Cas particulier et évolution des monuments aux morts

Ces questions d’emplacement ou d’esthétique étaient loin d’être anodines. De vifs débats animaient les municipalités de l’époque sur le sens que l’on voulait donner aux monuments. N’oublions pas qu’il existait un véritable marché économique du monument aux morts. Les villes pouvaient commander leur monument dans des catalogues de sculpteur. C’est aussi cela qui donne l’impression que tous les monuments se ressemblent. 

Catalogue publicitaire pour des monuments aux morts édité en 1922.
Catalogue publicitaire pour des monuments aux morts édité en 1922.

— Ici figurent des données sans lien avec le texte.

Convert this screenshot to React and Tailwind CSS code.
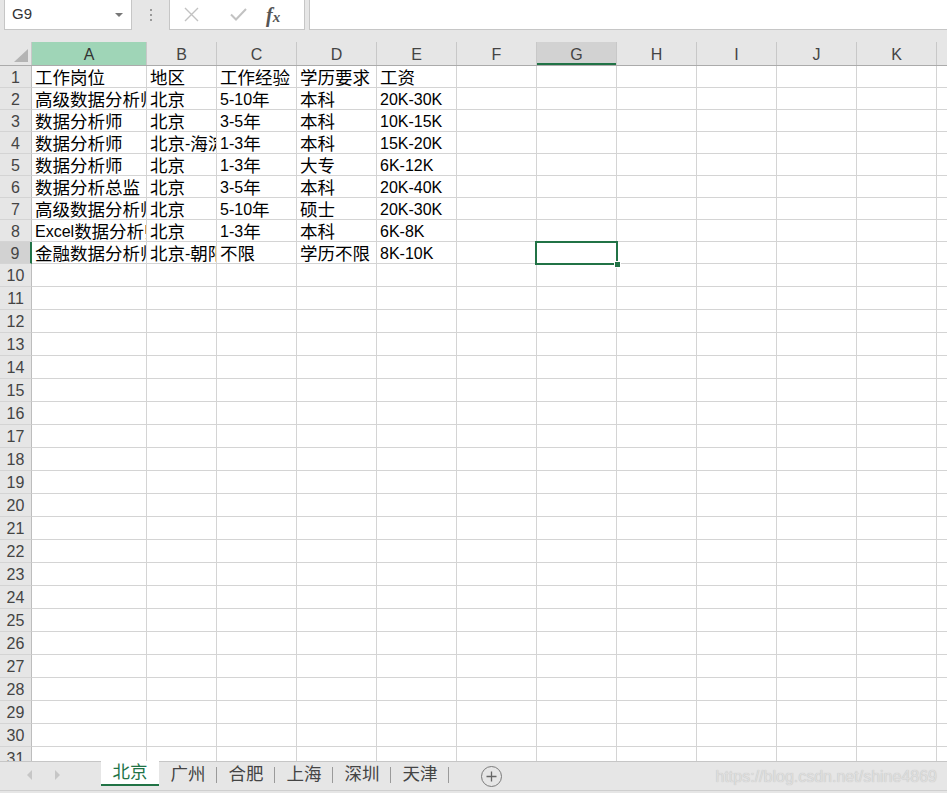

À l’intérieur de cette apparente uniformité, on peut trouver des monuments qui sortent un peu de l’ordinaire. L’Alsace-Lorraine tient une place bien particulière par exemple. Française avant 1871, puis allemande avant de redevenir française après 1918, son histoire se retrouve dans sa manière de commémorer les morts. À Strasbourg, un monument aux morts représente deux soldats sans uniformes, réunissant les Allemands et les Français dans leur deuil. 

Le monument aux morts de Strasbourg, construit en 1936 et situé Place de la République
Le monument aux morts de Strasbourg, construit en 1936 et situé Place de la République

Avec le temps, les monuments aux morts ont évolué. Parfois détruits durant la Seconde Guerre mondiale, certains d’entre eux se sont vus ajouter les noms des nouveaux soldats morts entre 1939 et 1945. Dans d’autres cas, on ajouta également les victimes des guerres coloniales. Finalement, les monuments aux morts de la Première Guerre mondiale ont absorbé toutes les guerres, devenant le lieu de toutes les commémorations

Le monument aux morts est donc un objet paradoxal. Figé dans les lieux et dans la pierre, mais mouvant dans les noms qui s’ajoutent au fil des grands conflits du XXe siècle, l’édifice tente finalement d’animer la mémoire en nous rappelant les tragédies du passé. Avec le temps, le sens des monuments aux morts a changé. Aujourd’hui, il ne s’agit plus de glorifier un passé guerrier ou des actes héroïques, mais surtout d’entretenir le devoir de mémoire.